Did exactly what you said. Confidently dropped my number on her Facebook and said something to the effect of if you ever want to hang hit me up. She replied "I had fun too! Okay I will :laugh:"

 

That was Tuesday and I haven't heard from her. Pretty sure I never will. Which is cool because tomorrow is Friday and a new chance to get wasted and talk to new ladies. Still sort of sucks getting rejected, even by someone you slept with, but maybe my mindset is all wrong.

 

Thanks for all the advice! I learned a lot haha

 

Don't be so sure of that. She might want to regain a little bit of respect for herself by not contacting you right after you give her your number.

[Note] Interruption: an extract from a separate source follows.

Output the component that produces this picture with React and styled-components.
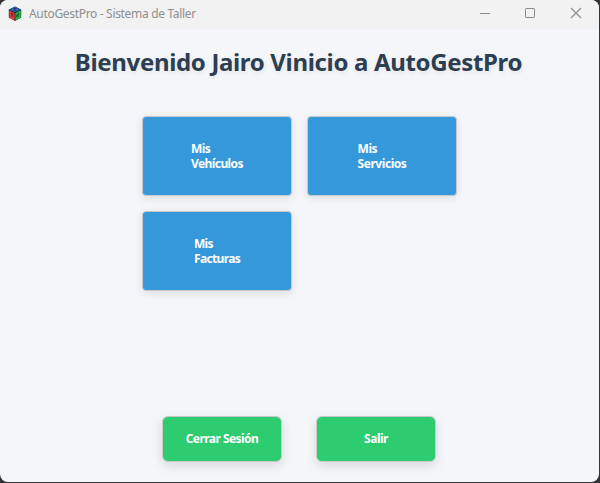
import React from 'react';
import styled, { createGlobalStyle } from 'styled-components';

const GlobalStyle = createGlobalStyle`
  * { box-sizing: border-box; }
  body {
    margin: 0;
    background: #333436;
    font-family: "Segoe UI", "Noto Sans", "Open Sans", sans-serif;
  }
`;

const Window = styled.div`
  display: flex;
  flex-direction: column;
  width: 599px;
  height: 482px;
  overflow: hidden;
  border-radius: 8px;
  background: #f5f6fa;
`;

const TitleBar = styled.header`
  display: flex;
  align-items: center;
  flex: none;
  height: 29px;
  padding: 0 0 2px 7px;
  background: #f2f2f2;
  color: #8f8f8f;
`;

const Caption = styled.span`
  flex: 1;
  margin-left: 6px;
  padding-top: 1px;
  font-size: 12px;
  line-height: 16px;
  letter-spacing: ${({ $tracking }) => $tracking}px;
  white-space: nowrap;
`;

const WindowControls = styled.div`
  display: flex;
`;

const ControlButton = styled.button`
  display: grid;
  place-items: center;
  width: 45.5px;
  height: 27px;
  padding: 0 1px 1px 0;
  border: 0;
  background: none;
  color: #8b8b8b;
`;

const Content = styled.main`
  display: flex;
  flex: 1;
  flex-direction: column;
  align-items: center;
  padding-bottom: 20px;
`;

const Heading = styled.h1`
  margin: 16px 2px 0 0;
  font-size: 24px;
  font-weight: 700;
  line-height: 33px;
  letter-spacing: ${({ $tracking }) => $tracking}px;
  color: #2c3e50;
  text-shadow: 1px 2px 5px rgba(0, 0, 0, 0.07);
  white-space: nowrap;
`;

const Menu = styled.nav`
  display: grid;
  grid-template-columns: repeat(2, 150px);
  grid-auto-rows: 80px;
  gap: 15px;
  margin-top: 38px;
`;

const BaseButton = styled.button`
  display: flex;
  align-items: center;
  justify-content: center;
  padding: 0;
  border: 1px solid #c8cbc8;
  color: #fff;
  font-family: inherit;
  font-size: 12px;
  font-weight: 700;
  line-height: 15px;
  text-align: left;
`;

const MenuButton = styled(BaseButton)`
  border-radius: 4px;
  background: #3498db;
  box-shadow: 0 2px 8px rgba(0, 0, 0, 0.1);
`;

const ActionButton = styled(BaseButton)`
  width: 120px;
  height: 46px;
  padding-bottom: 1px;
  border-radius: 6px;
  background: #2ecc71;
  box-shadow: 0 4px 12px rgba(0, 0, 0, 0.12);
`;

const Label = styled.span`
  letter-spacing: ${({ $tracking }) => $tracking}px;
  white-space: pre;
`;

const Actions = styled.footer`
  display: flex;
  gap: 34px;
  margin: auto 1px 0 0;
`;

const CubeIcon = () => (
  <svg width="16" height="16" viewBox="0 0 16 16">
    <path d="M8 .4 14.2 3.6v8L8 15l-6.2-3.4v-8z" fill="#20262b" />
    <path d="M8 .8 13.5 3.4 8 6.2 2.5 3.4z" fill="#2c62c0" />
    <path d="M2.2 4.2 7.6 6.9v7.5l-5.4-3z" fill="#e23a34" />
    <path d="m13.8 4.2-5.4 2.7v7.5l5.4-3z" fill="#22b548" />
    <path
      d="M6.6 2.6h2.8M6.8 4.3h2M3.5 6.9l3 1.4M5 8v2.8M9.9 8.4v3M12 7.2 10.6 9.4l1.4 1"
      stroke="#20242a"
      strokeWidth="0.8"
      fill="none"
    />
  </svg>
);

const MinimizeIcon = () => (
  <svg width="12" height="12" viewBox="0 0 12 12" fill="none" stroke="currentColor">
    <path d="M1 6.5h10" />
  </svg>
);

const MaximizeIcon = () => (
  <svg width="12" height="12" viewBox="0 0 12 12" fill="none" stroke="currentColor">
    <rect x="1.5" y="1.5" width="9" height="9" rx="0.6" />
  </svg>
);

const CloseIcon = () => (
  <svg width="12" height="12" viewBox="0 0 12 12" fill="none" stroke="currentColor" strokeWidth="1.1">
    <path d="m1 1 10 10M11 1 1 11" />
  </svg>
);

const controls = [
  { name: 'Minimizar', Icon: MinimizeIcon },
  { name: 'Maximizar', Icon: MaximizeIcon },
  { name: 'Cerrar', Icon: CloseIcon },
];

const menuItems = [
  { text: 'Mis\nVehículos', tracking: -0.6 },
  { text: 'Mis\nServicios', tracking: -0.45 },
  { text: 'Mis\nFacturas', tracking: -0.65 },
];

export default function App() {
  return (
    <>
      <GlobalStyle />
      <Window>
        <TitleBar>
          <CubeIcon />
          <Caption $tracking={-0.32}>AutoGestPro - Sistema de Taller</Caption>
          <WindowControls>
            {controls.map(({ name, Icon }) => (
              <ControlButton key={name} aria-label={name}>
                <Icon />
              </ControlButton>
            ))}
          </WindowControls>
        </TitleBar>
        <Content>
          <Heading $tracking={-0.34}>Bienvenido Jairo Vinicio a AutoGestPro</Heading>
          <Menu>
            {menuItems.map(({ text, tracking }) => (
              <MenuButton key={text}>
                <Label $tracking={tracking}>{text}</Label>
              </MenuButton>
            ))}
          </Menu>
          <Actions>
            <ActionButton>
              <Label $tracking={-0.55}>Cerrar Sesión</Label>
            </ActionButton>
            <ActionButton>
              <Label $tracking={-0.5}>Salir</Label>
            </ActionButton>
          </Actions>
        </Content>
      </Window>
    </>
  );
}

That would be pretty revealing on her part wouldn't it? Guy who she had a ONS with gives her his number and she races to text him so they can hang out again? Not exactly giving you a base to think she's gf material.

 

And that's the 2nd point... She's not your gf, you're not her BF.. You literally only met this girl once for a couple hours. You don't know anything about one another. So don't get offended or feel rejected when basically a stranger doesnt text you within a certain time frame that you wanted. For all she knows you just want to have sex with her again and she's not trying to be that girl.

 

Let it be for another week, maybe 2 even. If there's still no word and you haven't seen her at any party or campus location between now and then... Then if you're still interested in her.. Go for the snap chat message or another FB message where you ask her on a proper date. Coffee, lunch, Dinner. That's if you wanna start seeing someone.. Which like I said before, I don't recommend since there's tons of others you can entertain yourself with before settling down.

 

Other route to take is asking her if she's going to a bar/party upcoming. "Hey hey... Any chance you're going to the DeltaKappa party tonight? I need a pretty face to motivate me to check it out ;)."